If we look at it purely from a cost perspective, it is as follows:

  • Virtual Tape Storage (EC2) - used as the initial storage when the tape backups are uploaded before they go to Glacier - $0.025/GB/month
  • Virtual Tape Storage Archive (Glacier) - used when tapes are archived - $0.005/GB/month

On top of that, there is also the cost of the gateway appliance itself. The way this works is, you are billed for the first 100GB ($125.00) written to the gateway and anything after that is free of further charges or as Amazon puts it:

Up to a maximum of $125.00 per gateway per month. The first 100 GB per account is free.

So in summary, we have a cost of $125.00 per gateway, per month if we’d keep uploading more than 100GB monthly to AWS (which the client we’re discussing obviously did). If you add this all up, the cost of AWS VTL is just too good to be true. I was mostly surprised by how cheap the gateway itself is. If you’d be interested in the details, you can go check out their full pricing here.

Setup

In this setup guide, we’re going to assume the client’s backup is based on Veeam Backup and Replication 9.5 U3 and VMware vSphere 6.7

We are also going to assume the client has already an access to AWS account.

  1. Download and configure the VTL appliance
  2. After a few minutes, if we go back to the AWS console, it should be asking for an IP address to connect to. Enter the LAN IP address of the appliance - do not worry about ports configuration, the connection will be established over HTTPS and then always initiated from within your network.
  3. After configuring a connection between the local appliance and AWS, we should finally create some tapes. As I didn’t want to invest too much into this project, I’ve created only three 100GBs tapes, but you can go higher if needed. The 100GB tape is the smallest available option.
  4. Configuring Veeam
  5. GFS Media Pools
  6. Creating GFS Tape Jobs

Having all of that done, we can just relax and wait for the backup to be saved onto our virtual tapes in the AWS:

What do you think?

I must admit, when I’ve first heard about backing up archive data to cloud or “virtual tapes”, I wan’t too optimistic about it. Seeing the price of cloud storage - reasonable for anything under 1TB and straight-out crazy for anything else - I was certain that tape jobs can only happen locally.

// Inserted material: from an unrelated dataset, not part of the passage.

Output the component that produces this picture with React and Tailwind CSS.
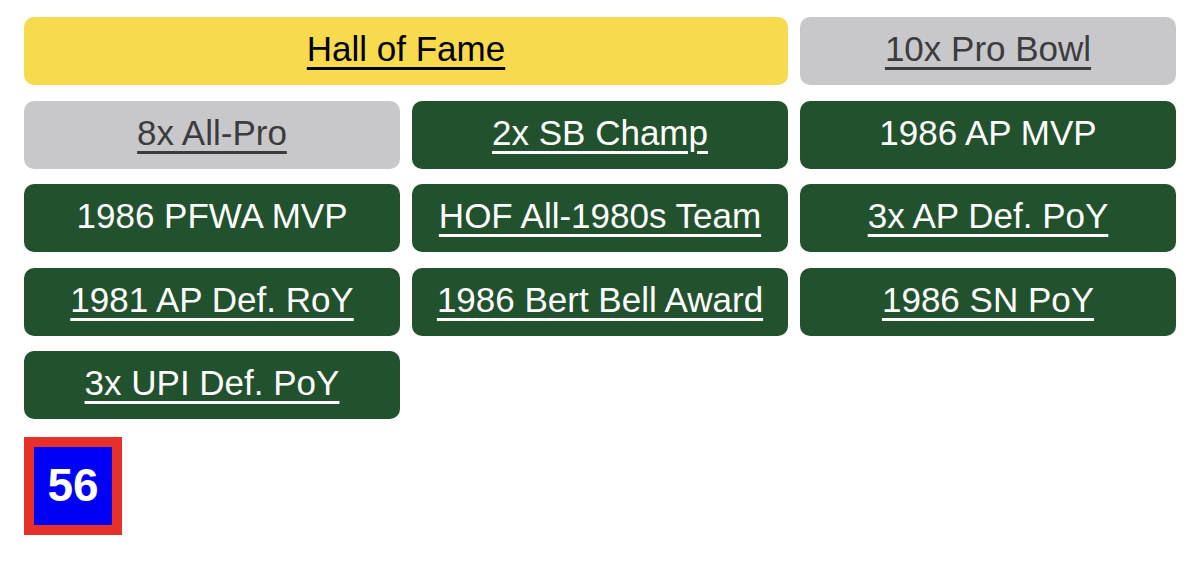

Well, not for the first time and definitely not last, I was wrong in my predictions. Backing up to AWS seems like a reasonably priced alternative if the backup infrastructure in the environment has access to fast enough uplink. Obviously, it’s not for everyone (remote sites, huge data backups etc.), but certainly it’s perfect for clients such as the once I’ve described in the intro - desperate to off-load the upkeep of the local infrastructure and adamant about stabilizing the costs on monthly basis.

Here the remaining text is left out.